To get the full picture of what costs are associated with running your business, it’s important to understand the total fixed cost and average fixed cost.
Total Fixed Cost
The total fixed cost is the sum of all fixed costs that are necessary for running your business during a given period of time (such as monthly or annually).
Average Fixed Cost
Keep in mind you have to keep track of your business’s fixed costs differently than you would your own. This is where the average fixed cost comes into play.
Average fixed costs are the total fixed costs paid by a company, divided by the number of units of product the company is currently making. This tells you your fixed cost per unit, giving you a sense of how much the business is guaranteed to pay each time it produces a unit of your product — before factoring in the variable costs to actually produce it.
Let’s revisit the ecommerce startup example from earlier. Assume this business pays $5,000 per month for the warehouse space needed to manage its inventory and leases two forklifts for $800 a month each. And last month, they developed 50 units of product.
The warehouse and forklift costs remain unchanged regardless of how many products they sell, giving them a total fixed cost (TFC) of $5,000 + ($800 x 2), or $6,600. By dividing its TFC by 50 — the number of units the business produced last month — the company can see its average fixed cost per unit of product. This would be $6,600 ÷ 50, or $132 per unit.
How to Calculate Fixed Cost
To calculate fixed cost, follow these steps:
Identify your building rent, website cost, and similar monthly bills.
Consider future repeat expenses you’ll incur from equipment depreciation.
Isolate all of these fixed costs to the business.
Add up each of these costs for a total fixed cost (TFC).
Identify the number of product units created in one month.
Divide your TFC by the number of units created per month for an average fixed cost (AFC).
Fixed Cost Examples
So far, we’ve identified a handful of fixed cost examples since considering the costs we already pay as individuals.
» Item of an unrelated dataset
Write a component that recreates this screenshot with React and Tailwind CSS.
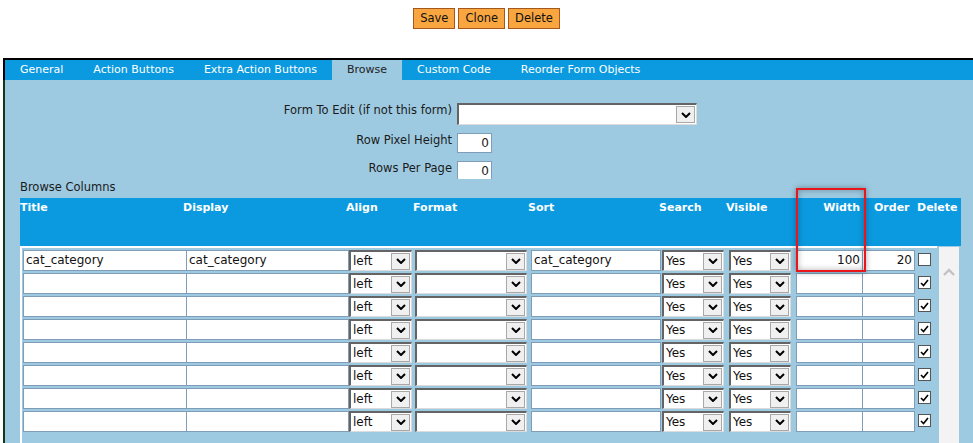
import React from 'react';

const tabs = ['General', 'Action Buttons', 'Extra Action Buttons', 'Browse', 'Custom Code', 'Reorder Form Objects'];

const rows = [
    { title: 'cat_category', display: 'cat_category', sort: 'cat_category', width: '100', order: '20', del: false },
    ...Array.from({ length: 7 }, () => ({ title: '', display: '', sort: '', width: '', order: '', del: true })),
];

const Chevron = () => (
    <svg width="10" height="6" viewBox="0 0 10 6" className="block">
        <polyline points="1,1 5,5 9,1" fill="none" stroke="#000" strokeWidth="2" />
    </svg>
);

// className must carry the height (h-[21px] etc.)
const Select = ({ value, className }) => (
    <div className={`flex shrink-0 items-center border-t-2 border-l-2 border-r border-b border-t-[#646464] border-l-[#646464] border-r-[#dcdcdc] border-b-[#dcdcdc] bg-white text-[12px] ${className}`}>
        <span className="flex-1 pl-[2px] leading-[17px]">{value}</span>
        <span className="mr-[1px] flex h-[17px] w-[19px] items-center justify-center border border-[#a8a8a8] bg-[#f0f0f0]">
            <Chevron />
        </span>
    </div>
);

const TextBox = ({ value, className }) => (
    <div className={`shrink-0 border-[#7f9db9] bg-white px-[2px] text-[12px] leading-[19px] ${className}`}>{value}</div>
);

const Checkbox = ({ checked }) => (
    <div className="ml-[3px] mt-[3px] flex h-[13px] w-[13px] shrink-0 items-center justify-center border border-[#555] bg-white">
        {checked && (
            <svg width="9" height="8" viewBox="0 0 9 8">
                <polyline points="1,4 3.5,6.5 8,1" fill="none" stroke="#000" strokeWidth="1.6" />
            </svg>
        )}
    </div>
);

const App = () => (
    <div className="relative h-[443px] w-[973px] overflow-hidden bg-white font-['DejaVu_Sans',sans-serif] text-[11.5px] text-[#111]">
        <div className="flex h-[58px] justify-center gap-[3px] pt-[8px]">
            {['Save', 'Clone', 'Delete'].map((b) => (
                <div key={b} className="h-[21px] border border-[#a5581c] bg-[#f9a640] px-[6px] leading-[19px] text-[#111]">{b}</div>
            ))}
        </div>

        <div className="ml-[3px] border-t-2 border-black">
            <div className="flex h-[20px] border-l-2 border-black bg-[#0b9ae0] text-[11px]">
                {tabs.map((t) => (
                    <div key={t} className={`px-[15px] leading-[20px] ${t === 'Browse' ? 'bg-[#9ecae1] text-[#222]' : 'text-white'}`}>{t}</div>
                ))}
            </div>

            <div className="h-[400px] border-l-2 border-[#0c3a16] bg-[#9ecae1] pt-[23px]">
                <div className="grid grid-cols-[447px_auto] items-start gap-x-[5px] text-[#1a1a1a]">
                    <div className="text-right leading-[14px]">Form To Edit (if not this form)</div>
                    <Select value="" className="h-[22px] w-[240px]" />
                    <div className="mt-[8px] text-right leading-[14px]">Row Pixel Height</div>
                    <TextBox value="0" className="mt-[8px] h-[20px] w-[35px] border text-right" />
                    <div className="mt-[8px] text-right leading-[14px]">Rows Per Page</div>
                    <TextBox value="0" className="mt-[8px] h-[18px] w-[35px] border border-b-0 text-right" />
                </div>

                <div className="ml-[15px] mt-[1px] leading-[14px] text-[#1a1a1a]">Browse Columns</div>

                <div className="ml-[15px] mt-[4px] flex h-[48px] w-[941px] bg-[#0b9ae0] pt-[3px] text-[11px] font-bold leading-[14px] text-white">
                    <div className="w-[163px]">Title</div>
                    <div className="w-[163px]">Display</div>
                    <div className="w-[67px]">Align</div>
                    <div className="w-[115px]">Format</div>
                    <div className="w-[131px]">Sort</div>
                    <div className="w-[67px]">Search</div>
                    <div className="w-[70px]">Visible</div>
                    <div className="w-[66px] pr-[2px] text-right">Width</div>
                    <div className="ml-[12px] w-[43px]">Order</div>
                    <div>Delete</div>
                </div>

                <div className="ml-[15px] flex">
                    <div className="flex w-[917px] flex-col gap-[2px] border-t-2 border-l-2 border-white pl-[1px] pt-[2px]">
                        {rows.map((r, i) => (
                            <div key={i} className="flex">
                                <TextBox value={r.title} className="h-[21px] w-[163px] border border-r-0" />
                                <TextBox value={r.display} className="h-[21px] w-[163px] border" />
                                <Select value="left" className="h-[21px] w-[63px]" />
                                <Select value="" className="ml-[3px] h-[21px] w-[112px]" />
                                <TextBox value={r.sort} className="ml-[4px] h-[21px] w-[130px] border" />
                                <Select value="Yes" className="ml-[1px] h-[21px] w-[62px]" />
                                <Select value="Yes" className="ml-[5px] h-[21px] w-[62px]" />
                                <TextBox value={r.width} className="ml-[5px] h-[21px] w-[67px] border text-right" />
                                <TextBox value={r.order} className="h-[21px] w-[52px] border border-l-0 text-right" />
                                <Checkbox checked={r.del} />
                            </div>
                        ))}
                    </div>
                    <div className="ml-[2px] mt-[1px] flex h-[200px] w-[20px] justify-center bg-[#f3f3f3] pt-[21px]">
                        <svg width="12" height="8" viewBox="0 0 12 8">
                            <polyline points="1,7 6,2 11,7" fill="none" stroke="#c2c2c2" strokeWidth="2.4" />
                        </svg>
                    </div>
                </div>
            </div>
        </div>

        <div className="absolute left-[796px] top-[188px] h-[84px] w-[70px] border-2 border-[#e8161c] shadow-[0_0_6px_rgba(0,0,0,0.35),inset_0_0_6px_rgba(0,0,0,0.3)]" />
    </div>
);

export default App;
A home mortgage is to a lease on warehouse space, as a car payment is to a lease on a forklift.
But there are a number of fixed costs your business might incur that you rarely pay in your personal life. In fact, some variable costs to individuals are fixed costs to businesses. Here’s a master list of fixed costs for any developing company to keep in mind:
Lease on office space: If you rent office space to serve as headquarters or employee workspace, these costs tend to be relatively stable.
Utility bills: The cost of utility bills in company offices may fluctuate as seasons change, but it is generally not affected by business operations.
Website hosting costs: When you register your website domain, you pay a small monthly cost that remains static despite the business you perform on that website.
Ecommerce hosting platforms: Ecommerce platforms integrate with your website so you can conduct transactions with customers. They typically charge a low fixed cost per month.
Lease on warehouse space: Warehouses are paid for the same way you’d pay rent on your office space. The cost is relatively stable but you may run into storage and capacity limits that can impact cost.
Manufacturing equipment: The equipment you need to produce your product is yours once you buy it, but it will depreciate over its useful lifetime. Depreciation can become a fixed cost if you know when you’ll have to replace your equipment each year.
Lease on trucks for shipment: If your company sells physical products, transportation may be a regular cost. Truck leases work the same way as a car payment, and will not charge differently depending on how many shipments you make.
Small business loans: If you’re financing a new business with a bank loan, your loan payments won’t change with your business’s performance. They are fixed for as long as you have a balance to pay on that loan.
Property tax: Your office space’s building manager might charge you property tax, a fixed cost for as long as your business is on the property.
Health insurance: Health insurance costs might be a variable cost to an individual if they add or remove dependents from their policy, but to a business, the recurring costs to an insurer are fixed.
Calculating your fixed costs isn’t always the most fun part of growing your business. But knowing what they are, and when you’ll pay each one, gives you the peace of mind you need to serve and delight your customers.